Alberta will be holding its fourth ever Senate election in 2012.
Last Friday, the Progressive Conservatives released the rules to guide the nomination of their candidates in next year’s Senate election (or more accurately, ‘Senator-in-Waiting‘ election). The PCs will open nominations on December 9, 2011.
Candidates must submit a non-refundable fee of $4000 and collects the signatures of 50 current PC Party members from Alberta’s five regions. Once they have gone through this process, they will be required to enter a special vote in February 2012, giving an indication about when then next provincial election may be called. Those participating in the vote will include constituency association presidents, nominated PC candidates, voting members of the party executive committee, and four elected delegates from each of the 87 constituency associations.
Calgary lawyer Doug Black and Calgary-area businessman Scott Tannas have already declared their interest in the PC Senate nomination. Mr. Black served as finance chairman for Jim Dinning during that party’s 2006 leadership contest.
Federal Conservative Party operative Vitor Marciano has already announced his intentions to run in the Senate election under the Wildrose Party banner. It is likely that all three of these candidates would sit with the federal Conservative caucus if elected to the Senate.
Alberta’s last Senate election, held in 2004, was boycotted by the Liberals and NDP. The lack of serious opposition candidates left Albertans to choose from a cast of right-wing characters ranging from the PC candidates to the Social Credit and Alberta Alliance. When the votes were counted, three PCs and one Independent candidate were elected, but many Albertans were disenfranchised by the lack of non-conservative candidates.
According to Elections Alberta, during the 2004 Senate elections 85,937 voters declined to cast a ballot in the election (equating to 4.2% of eligible voters, or 9.7% of the voters who received ballots) and 84,643 ballots were rejected (that equates to 9.5% of the total ballots cast).
Even though four of Alberta’s six Senate seats are currently held by appointed federal Liberal Party members (including former Liberal Party leader Grant Mitchell), sources say the party is unlikely to participate in next year’s Senate election. The Liberals have only participated in one Senate election in Alberta, which feels to me like a missed opportunity for much needed publicity.
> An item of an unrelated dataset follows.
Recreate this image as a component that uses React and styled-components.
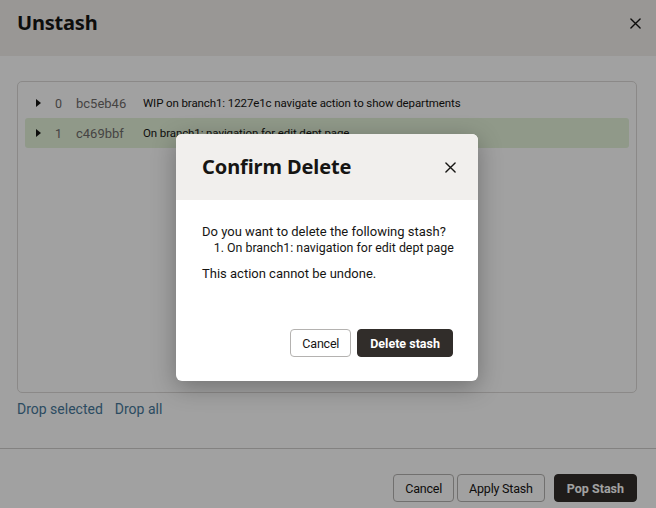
import React from "react";
import styled, { createGlobalStyle } from "styled-components";

const GlobalStyle = createGlobalStyle`
	html, body {
		margin: 0;
		padding: 0;
		width: 656px;
		height: 508px;
		overflow: hidden;
		font-family: Roboto, "Noto Sans", sans-serif;
		color: #161513;
		background: #ffffff;
	}
	* {
		box-sizing: border-box;
	}
`;

const Page = styled.div`
	position: relative;
	width: 656px;
	height: 508px;
	display: flex;
	flex-direction: column;
	background: #ffffff;
`;

const Header = styled.div`
	height: 56px;
	flex-shrink: 0;
	display: flex;
	align-items: flex-start;
	justify-content: space-between;
	padding: 9px 14px 0 17px;
	background-color: #f3efec;
`;

const Title = styled.h1`
	margin: 0;
	line-height: 28px;
	font-family: "Noto Sans", Roboto, sans-serif;
	font-size: 20px;
	font-weight: 700;
	color: #161513;
	letter-spacing: ${(props) => (props.$small ? "-0.2px" : "-0.1px")};
`;

const CloseButton = styled.button`
	border: none;
	background: transparent;
	padding: 0;
	width: 14px;
	height: 28px;
	display: flex;
	align-items: center;
	justify-content: center;
	cursor: pointer;
	color: #161513;
`;

const Body = styled.div`
	flex: 1;
	padding: 25px 19px 0 17px;
	display: flex;
	flex-direction: column;
`;

const Panel = styled.div`
	height: 312px;
	border: 1px solid #dcdad8;
	border-radius: 5px;
	padding: 6px 7px;
	display: flex;
	flex-direction: column;
`;

const Row = styled.div`
	height: 30px;
	display: flex;
	align-items: center;
	padding-left: 11px;
	border-radius: 3px;
	background-color: ${(props) => (props.$selected ? "#e4f3da" : "transparent")};
	font-size: 12.5px;
	color: #161513;
	white-space: nowrap;
`;

const Caret = styled.span`
	width: 0;
	height: 0;
	border-top: 4px solid transparent;
	border-bottom: 4px solid transparent;
	border-left: 5px solid #161513;
	margin-right: 14px;
`;

const Index = styled.span`
	width: 21px;
	color: #6f6c6a;
`;

const Hash = styled.span`
	width: 67px;
	font-size: 13px;
	color: #6f6c6a;
`;

const Message = styled.span`
	font-size: 11.5px;
	letter-spacing: -0.1px;
`;

const Links = styled.div`
	display: flex;
	gap: 12px;
	padding-top: 8px;
`;

const Link = styled.a`
	font-size: 14px;
	color: #46789a;
	text-decoration: none;
	cursor: pointer;
`;

const Footer = styled.div`
	height: 60px;
	flex-shrink: 0;
	border-top: 1px solid #d0cecc;
	display: flex;
	justify-content: flex-end;
	align-items: flex-start;
	gap: 3px;
	padding: 25px 19px 0 0;
`;

const Button = styled.button`
	height: 28px;
	padding: 0 ${(props) => (props.$primary ? "12px" : "11px")};
	margin-left: ${(props) => props.$gap || "0"};
	border-radius: 4px;
	font-family: Roboto, "Noto Sans", sans-serif;
	font-size: 12.5px;
	font-weight: ${(props) => (props.$primary ? 700 : 400)};
	letter-spacing: ${(props) => (props.$primary ? "0" : "-0.2px")};
	cursor: pointer;
	border: 1px solid ${(props) => (props.$primary ? "#312d2a" : "#b4b2b0")};
	background-color: ${(props) => (props.$primary ? "#312d2a" : "#ffffff")};
	color: ${(props) => (props.$primary ? "#ffffff" : "#161513")};
`;

const Scrim = styled.div`
	position: absolute;
	inset: 0;
	background: rgba(0, 0, 0, 0.37);
`;

const Modal = styled.div`
	position: absolute;
	left: 176px;
	top: 134px;
	width: 302px;
	height: 247px;
	background: #ffffff;
	border-radius: 6px;
	overflow: hidden;
	box-shadow: 0 6px 24px rgba(0, 0, 0, 0.3);
	display: flex;
	flex-direction: column;
`;

const ModalHeader = styled.div`
	height: 66px;
	flex-shrink: 0;
	display: flex;
	align-items: center;
	justify-content: space-between;
	padding: 0 21px 0 26px;
	background-color: #f1efed;
`;

const ModalBody = styled.div`
	flex: 1;
	padding: 24px 10px 0 26px;
	font-size: 13px;
	line-height: 16px;
	color: #161513;
`;

const Paragraph = styled.div`
	margin: 0 0 10px;
`;

const List = styled.ol`
	margin: 0;
	padding-left: 25px;
	white-space: nowrap;
	font-size: 12.4px;
`;

const ModalFooter = styled.div`
	display: flex;
	justify-content: flex-end;
	gap: 6px;
	padding: 0 25px 24px;
`;

const CloseIcon = ({ size = 11 }) => (
	<svg width={size} height={size} viewBox="0 0 12 12">
		<path
			d="M1 1 L11 11 M11 1 L1 11"
			stroke="currentColor"
			strokeWidth="1.5"
			strokeLinecap="round"
		/>
	</svg>
);

const stashes = [
	{ id: 0, hash: "bc5eb46", message: "WIP on branch1: 1227e1c navigate action to show departments" },
	{ id: 1, hash: "c469bbf", message: "On branch1: navigation for edit dept page" },
];

const App = () => {
	return (
		<>
			<GlobalStyle />
			<Page>
				<Header>
					<Title $small>Unstash</Title>
					<CloseButton aria-label="Close">
						<CloseIcon />
					</CloseButton>
				</Header>
				<Body>
					<Panel>
						{stashes.map((s) => (
							<Row key={s.id} $selected={s.id === 1}>
								<Caret />
								<Index>{s.id}</Index>
								<Hash>{s.hash}</Hash>
								<Message>{s.message}</Message>
							</Row>
						))}
					</Panel>
					<Links>
						<Link>Drop selected</Link>
						<Link>Drop all</Link>
					</Links>
				</Body>
				<Footer>
					<Button>Cancel</Button>
					<Button>Apply Stash</Button>
					<Button $primary $gap="6px">Pop Stash</Button>
				</Footer>
				<Scrim />
				<Modal role="dialog">
					<ModalHeader>
						<Title>Confirm Delete</Title>
						<CloseButton aria-label="Close">
							<CloseIcon />
						</CloseButton>
					</ModalHeader>
					<ModalBody>
						<Paragraph>
							Do you want to delete the following stash?
							<List>
								<li>On branch1: navigation for edit dept page</li>
							</List>
						</Paragraph>
						<Paragraph>This action cannot be undone.</Paragraph>
					</ModalBody>
					<ModalFooter>
						<Button>Cancel</Button>
						<Button $primary>Delete stash</Button>
					</ModalFooter>
				</Modal>
			</Page>
		</>
	);
};

export default App;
One long-time party insider suggested to me this weekend that choosing retiring Edmonton-Gold Bar MLA Hugh MacDonald to carry the Liberal Party banner in next year’s Senate election could be a fitting tribute to the long-time party stalwart. Known for his hard work and (sometimes over the top) passionate criticisms of the PC government, the opposition MLA would almost surely spark more interest in the Senate race than the generic conservative party candidates will on their own.
It would be a long-shot, but if the federal Liberal Party is interested in building a base of support Western Canada, running an even half-serious campaign in a Senate election would be a good place as any to start. Even if it is a long-shot, and it is, I am sure that I am not the only person who would enjoy the irony of watching Prime Minister Stephen Harper being forced to appoint a fiercely partisan Liberal like Hugh MacDonald to the Senate of Canada.